◆ Information shown
===
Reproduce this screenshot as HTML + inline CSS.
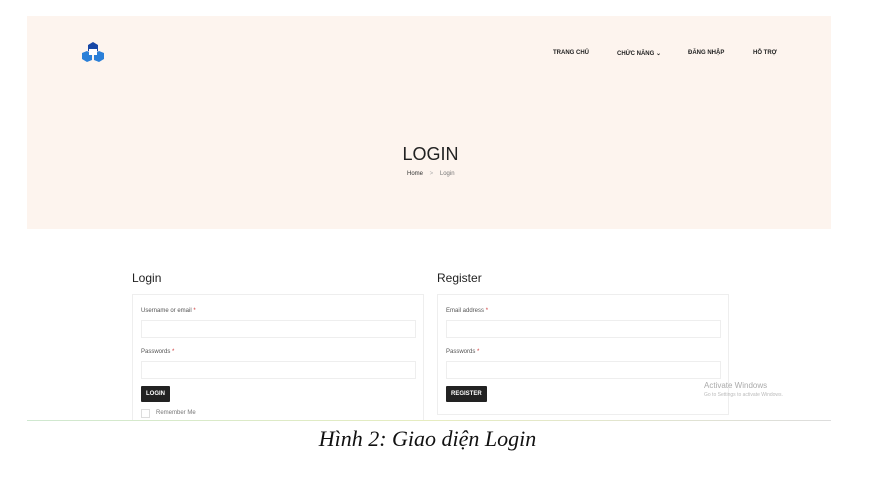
<!DOCTYPE html>
<html><head><meta charset="utf-8"><style>
*{margin:0;padding:0;box-sizing:border-box}
body{width:875px;height:480px;background:#fff;position:relative;overflow:hidden;font-family:"Liberation Sans",sans-serif}
.hero{position:absolute;left:27px;top:16px;width:804px;height:213px;background:#fdf4ee}
.nav{position:absolute;top:50px;font-size:6px;font-weight:bold;color:#222}
.t{position:absolute;color:#222}
.box{position:absolute;border:1px solid #eee;background:#fff}
.lab{position:absolute;font-size:6px;color:#555}
.inp{position:absolute;border:1px solid #eee;height:18px;width:275px}
.btn{position:absolute;background:#222;color:#fff;font-size:6px;font-weight:bold;height:16px;line-height:16px;padding:0 5px;border-radius:1px}
.clip{position:absolute;left:0;top:420px;width:875px;height:60px;background:#fff}
</style></head><body>
<div class="hero"></div>
<svg style="position:absolute;left:82px;top:42px" width="22" height="20" viewBox="0 0 22 20">
<polygon points="11,0 16,3 16,9 11,12 6,9 6,3" fill="#1747a6"/>
<polygon points="5,9 10,12 10,18 5,20 0,17 0,11" fill="#2a7fd8"/>
<polygon points="17,9 22,11 22,17 17,20 12,18 12,12" fill="#2a7fd8"/>
<rect x="7" y="7" width="8" height="6" fill="#fff"/>
</svg>
<div class="nav" style="left:553px">TRANG CHỦ</div>
<div class="nav" style="left:617px">CHỨC NĂNG ⌄</div>
<div class="nav" style="left:688px">ĐĂNG NHẬP</div>
<div class="nav" style="left:753px">HỖ TRỢ</div>
<div class="t" style="left:0;width:861px;text-align:center;top:144px;font-size:18px">LOGIN</div>
<div class="t" style="left:407px;top:171px;font-size:6px;color:#333">Home <span style="color:#aaa;margin:0 5px">&gt;</span> <span style="color:#777">Login</span></div>
<div class="t" style="left:132px;top:271px;font-size:12px">Login</div>
<div class="t" style="left:437px;top:271px;font-size:12px">Register</div>
<div class="box" style="left:132px;top:294px;width:292px;height:140px"></div>
<div class="box" style="left:437px;top:294px;width:292px;height:121px"></div>
<div class="lab" style="left:141px;top:308px">Username or email <span style="color:#c33">*</span></div>
<div class="inp" style="left:141px;top:320px"></div>
<div class="lab" style="left:141px;top:349px">Passwords <span style="color:#c33">*</span></div>
<div class="inp" style="left:141px;top:361px"></div>
<div class="btn" style="left:141px;top:386px">LOGIN</div>
<div style="position:absolute;left:141px;top:409px;width:9px;height:9px;border:1px solid #ddd"></div>
<div class="lab" style="left:156px;top:410px;color:#777">Remember Me</div>
<div class="lab" style="left:446px;top:308px">Email address <span style="color:#c33">*</span></div>
<div class="inp" style="left:446px;top:320px"></div>
<div class="lab" style="left:446px;top:349px">Passwords <span style="color:#c33">*</span></div>
<div class="inp" style="left:446px;top:361px"></div>
<div class="btn" style="left:446px;top:386px">REGISTER</div>
<div class="t" style="left:704px;top:381px;font-size:8px;color:#aaa">Activate Windows</div>
<div class="t" style="left:704px;top:392px;font-size:5px;color:#bbb">Go to Settings to activate Windows.</div>
<div class="clip"></div>
<div style="position:absolute;left:27px;top:420px;width:804px;height:1px;background:linear-gradient(90deg,#cfe8d0,#e6ecc0,#ddd)"></div>
<div class="t" style="left:0;width:855px;text-align:center;top:426px;font-family:'Liberation Serif',serif;font-style:italic;font-size:22px;color:#111">Hình 2: Giao diện Login</div>
</body></html>
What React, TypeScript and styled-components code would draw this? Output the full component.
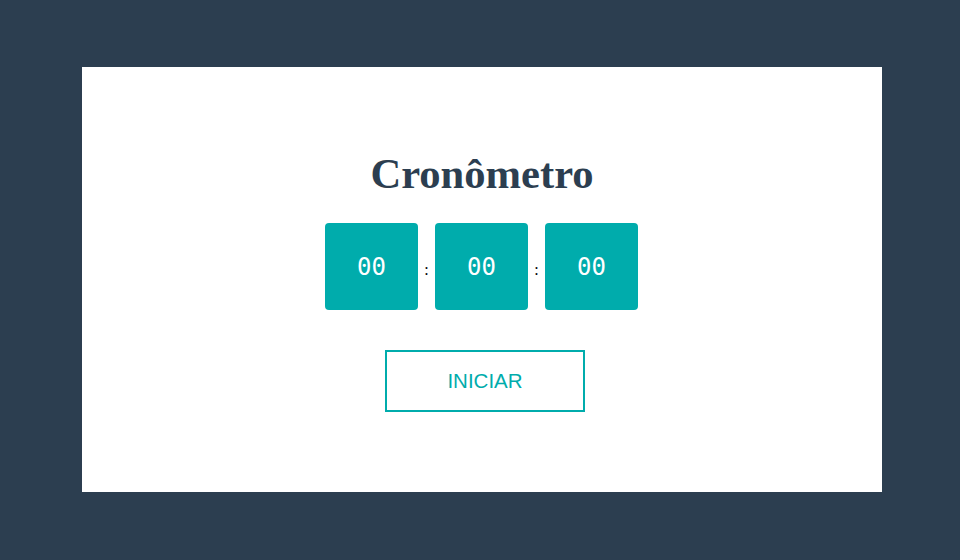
===
◆ What is being asked
Repeat the entries exactly and keep the pictures out of the copy.

◆ Correct output
Reproduce this screenshot as HTML + inline CSS.
<!DOCTYPE html>
<html><head><meta charset="utf-8"><style>
*{margin:0;padding:0;box-sizing:border-box}
body{width:875px;height:480px;background:#fff;position:relative;overflow:hidden;font-family:"Liberation Sans",sans-serif}
.hero{position:absolute;left:27px;top:16px;width:804px;height:213px;background:#fdf4ee}
.nav{position:absolute;top:50px;font-size:6px;font-weight:bold;color:#222}
.t{position:absolute;color:#222}
.box{position:absolute;border:1px solid #eee;background:#fff}
.lab{position:absolute;font-size:6px;color:#555}
.inp{position:absolute;border:1px solid #eee;height:18px;width:275px}
.btn{position:absolute;background:#222;color:#fff;font-size:6px;font-weight:bold;height:16px;line-height:16px;padding:0 5px;border-radius:1px}
.clip{position:absolute;left:0;top:420px;width:875px;height:60px;background:#fff}
</style></head><body>
<div class="hero"></div>
<svg style="position:absolute;left:82px;top:42px" width="22" height="20" viewBox="0 0 22 20">
<polygon points="11,0 16,3 16,9 11,12 6,9 6,3" fill="#1747a6"/>
<polygon points="5,9 10,12 10,18 5,20 0,17 0,11" fill="#2a7fd8"/>
<polygon points="17,9 22,11 22,17 17,20 12,18 12,12" fill="#2a7fd8"/>
<rect x="7" y="7" width="8" height="6" fill="#fff"/>
</svg>
<div class="nav" style="left:553px">TRANG CHỦ</div>
<div class="nav" style="left:617px">CHỨC NĂNG ⌄</div>
<div class="nav" style="left:688px">ĐĂNG NHẬP</div>
<div class="nav" style="left:753px">HỖ TRỢ</div>
<div class="t" style="left:0;width:861px;text-align:center;top:144px;font-size:18px">LOGIN</div>
<div class="t" style="left:407px;top:171px;font-size:6px;color:#333">Home <span style="color:#aaa;margin:0 5px">&gt;</span> <span style="color:#777">Login</span></div>
<div class="t" style="left:132px;top:271px;font-size:12px">Login</div>
<div class="t" style="left:437px;top:271px;font-size:12px">Register</div>
<div class="box" style="left:132px;top:294px;width:292px;height:140px"></div>
<div class="box" style="left:437px;top:294px;width:292px;height:121px"></div>
<div class="lab" style="left:141px;top:308px">Username or email <span style="color:#c33">*</span></div>
<div class="inp" style="left:141px;top:320px"></div>
<div class="lab" style="left:141px;top:349px">Passwords <span style="color:#c33">*</span></div>
<div class="inp" style="left:141px;top:361px"></div>
<div class="btn" style="left:141px;top:386px">LOGIN</div>
<div style="position:absolute;left:141px;top:409px;width:9px;height:9px;border:1px solid #ddd"></div>
<div class="lab" style="left:156px;top:410px;color:#777">Remember Me</div>
<div class="lab" style="left:446px;top:308px">Email address <span style="color:#c33">*</span></div>
<div class="inp" style="left:446px;top:320px"></div>
<div class="lab" style="left:446px;top:349px">Passwords <span style="color:#c33">*</span></div>
<div class="inp" style="left:446px;top:361px"></div>
<div class="btn" style="left:446px;top:386px">REGISTER</div>
<div class="t" style="left:704px;top:381px;font-size:8px;color:#aaa">Activate Windows</div>
<div class="t" style="left:704px;top:392px;font-size:5px;color:#bbb">Go to Settings to activate Windows.</div>
<div class="clip"></div>
<div style="position:absolute;left:27px;top:420px;width:804px;height:1px;background:linear-gradient(90deg,#cfe8d0,#e6ecc0,#ddd)"></div>
<div class="t" style="left:0;width:855px;text-align:center;top:426px;font-family:'Liberation Serif',serif;font-style:italic;font-size:22px;color:#111">Hình 2: Giao diện Login</div>
</body></html>
What React, TypeScript and styled-components code would draw this? Output the full component.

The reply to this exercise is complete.